The last point brings to mind a quote from Dorothy Sayers:

…[W]ork is not, primarily, a thing one does to live, but the thing one lives to do. It is, or should be, the full expression of the worker’s faculties, the thing in which he finds spiritual, mental, and bodily satisfaction, and the medium in which he offers himself to God.

Work is an opportunity for personal development—an opportunity to think beyond one’s self and reach new levels of excellence. It is an opportunity for self-expression—a chance to demonstrate creativity, show what you are good at, and even have an outlet for what you enjoy doing. Finally, it is a way of serving other in society—an ability to provide goods and services that you can easily offer in exchange for things that others can easily offer.
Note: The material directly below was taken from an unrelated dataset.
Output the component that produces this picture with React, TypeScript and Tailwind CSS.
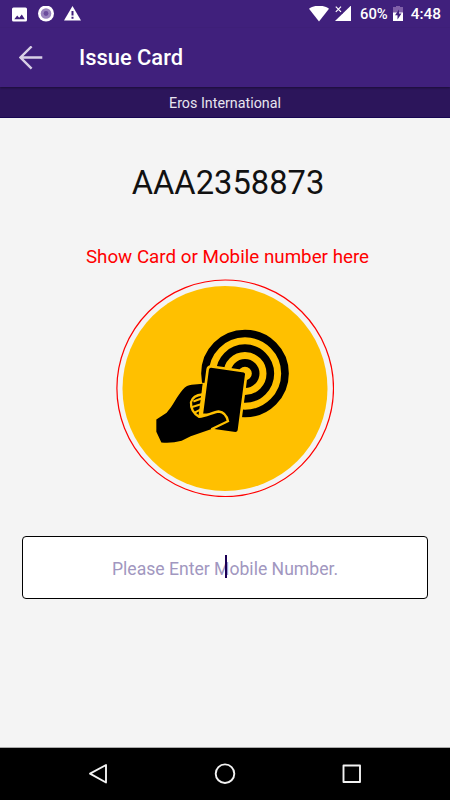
import type { ReactNode } from 'react';

function StatusBar() {
  return (
    <div className="flex h-7 items-center justify-between bg-[#40207c] pl-3 pr-[9px] text-white">
      <div className="flex items-center">
        <svg className="h-[15px] w-[15px]" viewBox="0 0 15 15">
          <rect width="15" height="14" y=".5" rx="1.5" fill="#fff" />
          <path d="M2.3 12.2 5.2 8.6l2 2.2 2.6-3.3 3 4.7z" fill="#40207c" />
        </svg>
        <svg className="ml-[11px] h-4 w-4" viewBox="0 0 16 16">
          <circle cx="8" cy="7.5" r="8" fill="#fff" />
          <circle cx="8" cy="7.5" r="5.3" fill="#9a85be" />
          <circle cx="8" cy="7.5" r="2.4" fill="#6b4d9d" />
        </svg>
        <svg className="ml-[10px] h-4 w-[17px]" viewBox="0 0 17 16">
          <path d="M8.5 0 17 14.5H0z" fill="#fff" />
          <path d="M7.5 5h2v4.400h-2zM7.5 10.800h2v2h-2z" fill="#40207c" />
        </svg>
      </div>
      <div className="flex items-center">
        <svg className="mr-[6px] h-4 w-[20px]" viewBox="0 0 20 16">
          <path d="M0 2.800C5.5-1.400 14.500-1.400 20 2.800L10 15.400z" fill="#fff" />
        </svg>
        <svg className="mr-[9px] h-4 w-4" viewBox="0 0 16 16">
          <path d="M16 -.5V15H0z" fill="#fff" />
          <path d="m0-.5 8 8H0z" fill="#40207c" />
          <path d="m.8.700 5.200 5.200M6 .700.8 5.900" stroke="#fff" strokeWidth="1.200" />
        </svg>
        <span className="text-[14.8px] leading-7 font-medium">60%</span>
        <svg className="ml-[5px] mr-2 h-4 w-[10px]" viewBox="0 0 10 16">
          <path d="M3-.5h4V1h3v6H0V1h3z" fill="#8060a8" />
          <path d="M0 6.500h10V15H0z" fill="#fff" />
          <path d="M6 3.500 2 9.300h2.500v4.200l4-6H6z" fill="#40207c" />
        </svg>
        <span className="text-[15.4px] leading-7 font-medium">4:48</span>
      </div>
    </div>
  );
}

function TapCardArt() {
  return (
    <svg className="h-[218px] w-[218px]" viewBox="116 279.3 218 218">
      <circle cx="225.200" cy="388.600" r="108.300" fill="none" stroke="#f00" strokeWidth="1.200" />
      <circle cx="225" cy="388.800" r="102.500" fill="#ffc000" />

      {/* hand, card and reader waves */}
      <g transform="translate(150 320.5) scale(.33333)">
        <g fill="none" stroke="#000" strokeWidth="23">
          <circle cx="285" cy="160" r="120" />
          <circle cx="285" cy="160" r="76" />
          <circle cx="285" cy="160" r="32" />
        </g>
        <path d="M140 188H170V300H140z" fill="#ffc000" />
        <path
          d="M184 139 282 153Q290 155 289 163L267 330Q266 340 256 339L160 326Q150 324 151 315L173 147Q175 138 184 139z"
          fill="#000"
          stroke="#ffc000"
          strokeWidth="8"
        />
        {/* clears the card corner below the thumb */}
        <path d="M140 280H190V345H140z" fill="#ffc000" />
        <path
          d="M19 298 50 278C70 255 80 230 98 209 107 198 115 195 125 194L159 191 148 288C170 287 188 276 206 274 222 276 231 290 234 303L187 326 122 348 95 362Q65 370 34 367L19 335z"
          fill="#000"
        />
        <path
          d="M157 223Q129 225 123 246 121 274 147 290C170 288 188 276 206 274 222 276 231 290 234 303L184 327"
          fill="none"
          stroke="#ffc000"
          strokeWidth="7"
        />
        <path d="M161 192 148 290" stroke="#ffc000" strokeWidth="6" />
        <path d="M156 234 130 244M153 252 124 261M151 268 134 277" stroke="#ffc000" strokeWidth="6" />
      </g>
    </svg>
  );
}

function NavButton({ children }: { children: ReactNode }) {
  return (
    <button className="flex h-8 w-8 items-center justify-center">
      <svg className="h-6 w-6" viewBox="0 0 24 24" fill="none" stroke="#f2f2f2" strokeWidth="1.900" strokeLinejoin="round">
        {children}
      </svg>
    </button>
  );
}

export default function App() {
  return (
    <div className="flex h-[800px] w-[450px] flex-col overflow-hidden bg-[#f4f4f4] font-[Roboto,sans-serif]">
      <StatusBar />

      <header className="z-10 flex h-[59px] items-center bg-[#40207c] pl-[19px] text-white shadow-[0_1px_2px_rgba(0,0,0,0.4)]">
        <svg className="h-6 w-6" viewBox="0 0 24 24" fill="none" stroke="#d8d0e6" strokeWidth="2.400">
          <path d="M23.300 11.500H1.700M12.600.400 1.500 11.500l11.100 11.100" />
        </svg>
        <h1 className="ml-9 pt-px text-[21.9px] leading-7 font-medium">Issue Card</h1>
      </header>

      <div className="h-[31px] border-b border-[#170652] bg-[#2c155b] text-center text-[14.3px] leading-[33px] text-[#e8e4ef]">
        Eros International
      </div>

      <main className="flex flex-1 flex-col items-center">
        <p className="mt-[45px] ml-[6px] text-[32.700px] leading-10 text-[#111]">AAA2358873</p>
        <p className="mt-[42px] ml-[5px] text-[18.8px] leading-6 text-[#f00]">Show Card or Mobile number here</p>
        <div className="mt-[10px]">
          <TapCardArt />
        </div>
        <div className="mt-[39px] flex h-[63px] w-[406px] items-center justify-center rounded border border-black bg-white">
          <span className="relative pt-[3px] text-[17.6px] text-[#a197c0]">
            Please Enter Mobile Number.
            <span className="absolute top-[2px] left-1/2 h-[23px] w-[2px] bg-[#1b0055]" />
          </span>
        </div>
      </main>

      <nav className="flex h-[53px] items-center justify-between border-t border-[#aaa] bg-black px-[82px]">
        <NavButton>
          <path d="M20 3v17.500L4 11.700z" />
        </NavButton>
        <NavButton>
          <circle cx="12" cy="11.700" r="9.300" />
        </NavButton>
        <NavButton>
          <rect x="3.500" y="3.500" width="16.500" height="16.500" />
        </NavButton>
      </nav>
    </div>
  );
}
But if you have to pay several hundred dollars and hours of time to get a license that isn’t necessary for the profession, doing what you love and loving what you do becomes a lot harder. It can make inaccessible the professions where you can serve others best and find the most fulfillment.

This time, cronyism isn’t just about money. The stakes are much higher: Will occupational licensing laws bar individuals from discovering the dignity and fulfillment in the profession that best suits them?